# [Your objective]
Copy the lines holding the word "styles", all of them.

═══ Source data ═══

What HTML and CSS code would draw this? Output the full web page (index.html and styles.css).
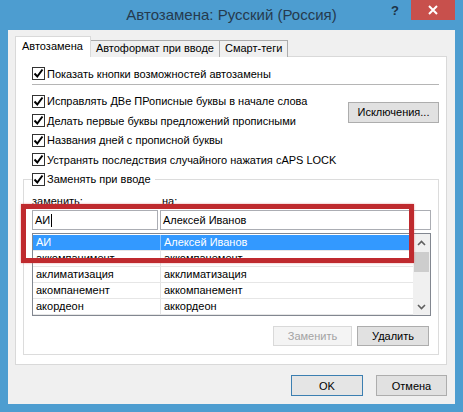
FILE: index.html
```html
<!DOCTYPE html>
<html lang="ru">
    <head>
        <meta charset="UTF-8"/>
        <title>Автозамена: Русский (Россия)</title>
        <link rel="stylesheet" href="styles.css">
    </head>
    <body>
        <div class="window">
            <div class="titlebar">
                <span></span>
                <h1 class="title">Автозамена: Русский (Россия)</h1>
                <div class="controls">
                    <span class="help">?</span>
                    <span class="close">
                        <svg width="10" height="10" viewBox="0 0 10 10"><path d="M1 1 L9 9 M9 1 L1 9" stroke="#fff" stroke-width="2"/></svg>
                    </span>
                </div>
            </div>

            <div class="client">
                <div class="tabs">
                    <div class="tab active">Автозамена</div>
                    <div class="tab">Автоформат при вводе</div>
                    <div class="tab">Смарт-теги</div>
                </div>

                <div class="panel">
                    <label class="check-row">
                        <span class="check"><svg width="11" height="11" viewBox="0 0 11 11"><path d="M1.5 5.5 L4.3 8.5 L9.5 1.5" fill="none" stroke="#000" stroke-width="2"/></svg></span>
                        Показать кнопки возможностей автозамены
                    </label>
                    <div class="sep"></div>

                    <div class="options">
                        <div class="option-list">
                            <label class="check-row">
                                <span class="check"><svg width="11" height="11" viewBox="0 0 11 11"><path d="M1.5 5.5 L4.3 8.5 L9.5 1.5" fill="none" stroke="#000" stroke-width="2"/></svg></span>
                                Исправлять ДВе ПРописные буквы в начале слова
                            </label>
                            <label class="check-row">
                                <span class="check"><svg width="11" height="11" viewBox="0 0 11 11"><path d="M1.5 5.5 L4.3 8.5 L9.5 1.5" fill="none" stroke="#000" stroke-width="2"/></svg></span>
                                Делать первые буквы предложений прописными
                            </label>
                            <label class="check-row">
                                <span class="check"><svg width="11" height="11" viewBox="0 0 11 11"><path d="M1.5 5.5 L4.3 8.5 L9.5 1.5" fill="none" stroke="#000" stroke-width="2"/></svg></span>
                                Названия дней с прописной буквы
                            </label>
                            <label class="check-row">
                                <span class="check"><svg width="11" height="11" viewBox="0 0 11 11"><path d="M1.5 5.5 L4.3 8.5 L9.5 1.5" fill="none" stroke="#000" stroke-width="2"/></svg></span>
                                Устранять последствия случайного нажатия cAPS LOCK
                            </label>
                        </div>
                        <button class="btn btn-except">Исключения...</button>
                    </div>

                    <fieldset class="group">
                        <legend>
                            <label class="check-row">
                                <span class="check"><svg width="11" height="11" viewBox="0 0 11 11"><path d="M1.5 5.5 L4.3 8.5 L9.5 1.5" fill="none" stroke="#000" stroke-width="2"/></svg></span>
                                Заменять при вводе
                            </label>
                        </legend>

                        <div class="field-labels">
                            <span class="label-from">заменить:</span>
                            <span>на:</span>
                        </div>
                        <div class="fields">
                            <div class="input input-from">АИ<span class="caret"></span></div>
                            <div class="input input-to">Алексей Иванов</div>
                        </div>

                        <div class="list">
                            <div class="rows">
                                <div class="row selected"><span>АИ</span><span>Алексей Иванов</span></div>
                                <div class="row"><span>аккомпанимент</span><span>аккомпанемент</span></div>
                                <div class="row"><span>аклиматизация</span><span>акклиматизация</span></div>
                                <div class="row"><span>акомпанемент</span><span>аккомпанемент</span></div>
                                <div class="row"><span>акордеон</span><span>аккордеон</span></div>
                            </div>
                            <div class="scrollbar">
                                <div class="arrow"><svg width="9" height="6" viewBox="0 0 9 6"><path d="M1 5 L4.5 1.5 L8 5" fill="none" stroke="#606060" stroke-width="1.6"/></svg></div>
                                <div class="thumb"></div>
                                <div class="track"></div>
                                <div class="arrow"><svg width="9" height="6" viewBox="0 0 9 6"><path d="M1 1 L4.5 4.5 L8 1" fill="none" stroke="#606060" stroke-width="1.6"/></svg></div>
                            </div>
                        </div>

                        <div class="group-buttons">
                            <button class="btn btn-replace" disabled>Заменить</button>
                            <button class="btn btn-delete">Удалить</button>
                        </div>
                    </fieldset>
                </div>

                <div class="dialog-buttons">
                    <button class="btn btn-ok">OK</button>
                    <button class="btn btn-cancel">Отмена</button>
                </div>
            </div>

            <!-- красная рамка поверх полей -->
            <div class="highlight"></div>
        </div>
    </body>
</html>
```

FILE: styles.css
```css
* { margin: 0; padding: 0; box-sizing: border-box; }
body { background: #4d9dd0; font-family: "Liberation Sans", "Noto Sans", sans-serif; font-size: 11px; color: #000; }

.window { width: 463px; height: 412px; background: #4d9dd0; position: relative; }

.titlebar { height: 30px; display: grid; grid-template-columns: 1fr auto 1fr; }
.title { font-size: 15px; font-weight: normal; color: #253a4e; line-height: 30px; white-space: nowrap; }
.controls { justify-self: end; display: flex; align-items: flex-start; margin-right: 8px; }
.help { font-size: 13px; font-weight: bold; color: #1d3346; width: 26px; text-align: center; line-height: 22px; margin-right: 3px; }
.close { width: 44px; height: 20px; background: #c8504c; display: flex; align-items: center; justify-content: center; }

.client { margin: 0 8px; height: 374px; background: #f0f0f0; padding: 7px 8px 0 7px; }

.tabs { display: flex; align-items: flex-end; height: 20px; margin-bottom: -1px; position: relative; }
.tab { height: 17px; line-height: 15px; padding: 0 5px; background: #f0f0f0; border: 1px solid #acacac; border-bottom: none; margin-left: -1px; white-space: nowrap; }
.tab.active { height: 21px; line-height: 19px; background: #fff; border-color: #d9d9d9; margin-left: 0; padding: 0 7px 0 6px; position: relative; z-index: 1; }

.panel { height: 309px; background: #fff; border: 1px solid #d9d9d9; padding: 7px 7px 0 7px; }

.check-row { display: flex; align-items: center; height: 19.5px; margin-left: 9px; white-space: nowrap; }
.check { width: 13px; height: 13px; border: 1px solid #333; background: #fff; margin-right: 2px; display: flex; align-items: center; justify-content: center; }

.sep { height: 1px; background: #b5b5b5; margin: 0 0 7px 9px; }

.options { display: flex; }
.option-list { flex: 1; }
.btn { font-family: inherit; font-size: 11px; background: #e1e1e1; border: 1px solid #adadad; color: #000; height: 21px; }
.btn-except { width: 91px; margin-top: 10px; }

.group { border: 1px solid #dcdcdc; margin: 0; padding: 0 7px 8px 8px; min-width: 0; }
.group legend { padding-right: 4px; }
.group legend .check-row { margin-left: 0; }

.field-labels { display: flex; height: 15px; line-height: 15px; margin-top: 5px; }
.label-from { width: 130px; }

.fields { display: flex; margin-top: 1px; }
.input { height: 20px; line-height: 18px; border: 1px solid #abadb3; padding: 0 2px; background: #fff; display: flex; align-items: center; }
.input-from { width: 126px; }
.input-to { flex: 1; margin-left: 2px; }
.caret { width: 1px; height: 13px; background: #000; margin-left: 1px; }

.list { display: flex; height: 83px; margin-top: 3px; border: 1px solid #828790; }
.rows { flex: 1; padding-top: 1px; overflow: hidden; }
.row { display: grid; grid-template-columns: 127px 1fr; height: 16px; line-height: 15px; border-bottom: 1px solid #e6e6e6; }
.row span { padding-left: 3px; white-space: nowrap; }
.row span + span { border-left: 1px solid #e3e3e3; }
.row.selected { background: #3399ff; color: #fff; }
.row.selected span + span { border-left-color: #8cc4ff; }

.scrollbar { width: 17px; background: #f0f0f0; display: flex; flex-direction: column; }
.arrow { height: 17px; display: flex; align-items: center; justify-content: center; }
.thumb { height: 20px; background: #cdcdcd; margin: 1px 1px 0; }
.track { flex: 1; }

.group-buttons { display: flex; justify-content: flex-end; gap: 5px; margin-top: 10px; padding-right: 2px; }
.btn-replace { width: 79px; height: 20px; background: #f4f4f4; border-color: #d9d9d9; color: #a3a3a3; }
.btn-delete { width: 72px; height: 20px; }

.dialog-buttons { display: flex; justify-content: flex-end; gap: 13px; margin-top: 10px; }
.btn-ok { width: 72px; border-color: #3c7fb1; background: #e5e5e5; }
.btn-cancel { width: 71px; }

.highlight { position: absolute; left: 21px; top: 204px; width: 393px; height: 59px; border: 5px solid #bf2a2e; box-shadow: 0 0 2px rgba(220, 90, 90, 0.6); }
```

═══

# [Final result]
What HTML and CSS code would draw this? Output the full web page (index.html and styles.css).
        <link rel="stylesheet" href="styles.css">
FILE: styles.css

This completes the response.